## [Recorded information]
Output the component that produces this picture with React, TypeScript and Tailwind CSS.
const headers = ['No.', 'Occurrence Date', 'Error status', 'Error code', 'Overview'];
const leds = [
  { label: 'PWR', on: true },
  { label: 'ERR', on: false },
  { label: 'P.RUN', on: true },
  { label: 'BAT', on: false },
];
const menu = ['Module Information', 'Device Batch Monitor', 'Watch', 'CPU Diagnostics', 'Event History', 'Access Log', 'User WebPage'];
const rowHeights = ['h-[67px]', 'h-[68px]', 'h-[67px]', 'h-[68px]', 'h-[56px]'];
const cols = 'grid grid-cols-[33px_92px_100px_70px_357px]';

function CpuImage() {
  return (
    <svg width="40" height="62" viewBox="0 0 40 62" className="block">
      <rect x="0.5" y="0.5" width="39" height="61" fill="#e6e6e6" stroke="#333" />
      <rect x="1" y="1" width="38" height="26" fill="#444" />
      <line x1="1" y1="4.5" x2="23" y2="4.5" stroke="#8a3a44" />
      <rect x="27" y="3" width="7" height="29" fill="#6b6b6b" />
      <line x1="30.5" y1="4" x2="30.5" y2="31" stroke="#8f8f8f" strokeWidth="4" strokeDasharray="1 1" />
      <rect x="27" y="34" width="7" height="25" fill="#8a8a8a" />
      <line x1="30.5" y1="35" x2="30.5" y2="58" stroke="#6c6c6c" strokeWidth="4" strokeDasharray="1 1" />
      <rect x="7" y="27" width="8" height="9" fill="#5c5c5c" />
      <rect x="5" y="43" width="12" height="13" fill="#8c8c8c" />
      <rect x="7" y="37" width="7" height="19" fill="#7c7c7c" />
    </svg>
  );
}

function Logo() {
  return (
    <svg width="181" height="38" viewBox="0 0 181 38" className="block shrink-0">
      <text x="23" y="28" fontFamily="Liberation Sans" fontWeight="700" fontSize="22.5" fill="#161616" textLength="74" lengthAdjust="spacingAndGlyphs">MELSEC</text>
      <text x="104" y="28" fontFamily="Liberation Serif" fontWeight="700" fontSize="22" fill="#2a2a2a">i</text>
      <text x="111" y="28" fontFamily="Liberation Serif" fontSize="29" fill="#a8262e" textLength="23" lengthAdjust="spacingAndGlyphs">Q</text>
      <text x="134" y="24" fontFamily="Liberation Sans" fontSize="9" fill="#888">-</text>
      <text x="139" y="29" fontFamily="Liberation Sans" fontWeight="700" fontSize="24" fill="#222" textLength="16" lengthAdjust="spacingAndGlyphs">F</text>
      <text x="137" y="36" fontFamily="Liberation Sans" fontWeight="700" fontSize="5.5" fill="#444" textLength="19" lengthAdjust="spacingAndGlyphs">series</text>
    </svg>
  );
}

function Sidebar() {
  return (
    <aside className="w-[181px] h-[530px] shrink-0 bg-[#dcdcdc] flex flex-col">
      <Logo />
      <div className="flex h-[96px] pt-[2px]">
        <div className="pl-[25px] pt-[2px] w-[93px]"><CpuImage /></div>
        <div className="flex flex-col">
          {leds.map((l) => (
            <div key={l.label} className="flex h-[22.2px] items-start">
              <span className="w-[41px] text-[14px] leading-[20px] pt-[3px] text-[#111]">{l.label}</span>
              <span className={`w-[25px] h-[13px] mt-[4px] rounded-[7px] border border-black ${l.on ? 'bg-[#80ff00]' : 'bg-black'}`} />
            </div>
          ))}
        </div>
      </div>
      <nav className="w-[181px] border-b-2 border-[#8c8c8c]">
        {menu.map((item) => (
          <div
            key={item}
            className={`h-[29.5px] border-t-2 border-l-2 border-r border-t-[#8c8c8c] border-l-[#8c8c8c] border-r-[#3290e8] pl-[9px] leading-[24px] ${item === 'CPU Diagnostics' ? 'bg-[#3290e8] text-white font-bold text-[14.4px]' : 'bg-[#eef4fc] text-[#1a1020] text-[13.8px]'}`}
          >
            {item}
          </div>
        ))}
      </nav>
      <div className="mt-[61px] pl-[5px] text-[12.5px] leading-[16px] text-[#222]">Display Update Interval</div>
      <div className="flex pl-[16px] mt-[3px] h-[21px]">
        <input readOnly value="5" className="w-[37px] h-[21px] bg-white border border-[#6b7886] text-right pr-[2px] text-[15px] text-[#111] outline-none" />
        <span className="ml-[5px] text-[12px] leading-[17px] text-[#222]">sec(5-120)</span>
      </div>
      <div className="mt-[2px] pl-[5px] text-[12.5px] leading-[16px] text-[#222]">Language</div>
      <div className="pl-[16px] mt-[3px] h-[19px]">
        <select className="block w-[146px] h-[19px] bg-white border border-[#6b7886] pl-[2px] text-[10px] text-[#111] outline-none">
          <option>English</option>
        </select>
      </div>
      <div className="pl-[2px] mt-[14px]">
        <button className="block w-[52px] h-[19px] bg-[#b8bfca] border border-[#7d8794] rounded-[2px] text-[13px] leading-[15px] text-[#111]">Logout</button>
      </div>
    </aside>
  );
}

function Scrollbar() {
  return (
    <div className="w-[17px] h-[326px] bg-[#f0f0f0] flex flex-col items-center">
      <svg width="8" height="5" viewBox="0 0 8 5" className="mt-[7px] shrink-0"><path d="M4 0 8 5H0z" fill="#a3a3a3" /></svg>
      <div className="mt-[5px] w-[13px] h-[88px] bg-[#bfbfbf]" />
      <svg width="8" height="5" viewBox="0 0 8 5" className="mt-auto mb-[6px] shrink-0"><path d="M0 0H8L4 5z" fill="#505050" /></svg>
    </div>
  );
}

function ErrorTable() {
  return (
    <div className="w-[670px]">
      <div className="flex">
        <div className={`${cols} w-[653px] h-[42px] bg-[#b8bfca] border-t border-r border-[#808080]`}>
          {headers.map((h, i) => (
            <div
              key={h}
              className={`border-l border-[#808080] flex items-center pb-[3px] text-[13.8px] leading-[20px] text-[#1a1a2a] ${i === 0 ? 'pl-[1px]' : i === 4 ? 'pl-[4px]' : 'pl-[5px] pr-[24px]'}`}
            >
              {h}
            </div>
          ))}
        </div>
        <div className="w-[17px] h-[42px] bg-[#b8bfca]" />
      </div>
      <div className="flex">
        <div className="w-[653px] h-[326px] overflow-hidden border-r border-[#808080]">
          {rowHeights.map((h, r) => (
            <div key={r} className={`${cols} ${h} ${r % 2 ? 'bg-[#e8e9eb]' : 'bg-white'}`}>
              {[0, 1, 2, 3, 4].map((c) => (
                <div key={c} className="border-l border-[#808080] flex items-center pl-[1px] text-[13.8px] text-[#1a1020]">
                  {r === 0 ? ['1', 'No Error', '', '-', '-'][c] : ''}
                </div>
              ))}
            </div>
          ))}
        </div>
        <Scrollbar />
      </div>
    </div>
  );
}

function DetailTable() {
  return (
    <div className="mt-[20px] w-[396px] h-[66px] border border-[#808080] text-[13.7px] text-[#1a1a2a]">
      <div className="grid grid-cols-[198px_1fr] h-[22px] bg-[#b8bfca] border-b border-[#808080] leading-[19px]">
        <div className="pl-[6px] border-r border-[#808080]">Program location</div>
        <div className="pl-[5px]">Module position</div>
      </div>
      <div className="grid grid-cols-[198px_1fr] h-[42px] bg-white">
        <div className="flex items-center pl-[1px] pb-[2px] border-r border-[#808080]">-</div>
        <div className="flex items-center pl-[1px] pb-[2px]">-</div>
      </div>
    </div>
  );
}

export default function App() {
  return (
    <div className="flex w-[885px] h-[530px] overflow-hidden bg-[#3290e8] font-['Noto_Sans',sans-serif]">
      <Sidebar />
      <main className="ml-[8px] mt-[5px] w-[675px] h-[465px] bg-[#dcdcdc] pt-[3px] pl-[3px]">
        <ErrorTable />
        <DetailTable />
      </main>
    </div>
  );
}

* * *

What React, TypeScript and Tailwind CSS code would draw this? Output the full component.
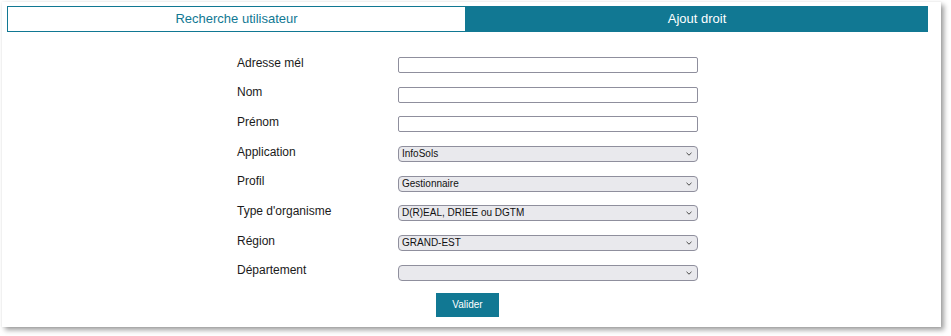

## [What you should do]
Between the line containing "Output the component" and the line containing "const cols = 'grid" lies the part to return. Return it exactly, counting both of those lines.

## [Output for this exercise]
Output the component that produces this picture with React, TypeScript and Tailwind CSS.
const headers = ['No.', 'Occurrence Date', 'Error status', 'Error code', 'Overview'];
const leds = [
  { label: 'PWR', on: true },
  { label: 'ERR', on: false },
  { label: 'P.RUN', on: true },
  { label: 'BAT', on: false },
];
const menu = ['Module Information', 'Device Batch Monitor', 'Watch', 'CPU Diagnostics', 'Event History', 'Access Log', 'User WebPage'];
const rowHeights = ['h-[67px]', 'h-[68px]', 'h-[67px]', 'h-[68px]', 'h-[56px]'];
const cols = 'grid grid-cols-[33px_92px_100px_70px_357px]';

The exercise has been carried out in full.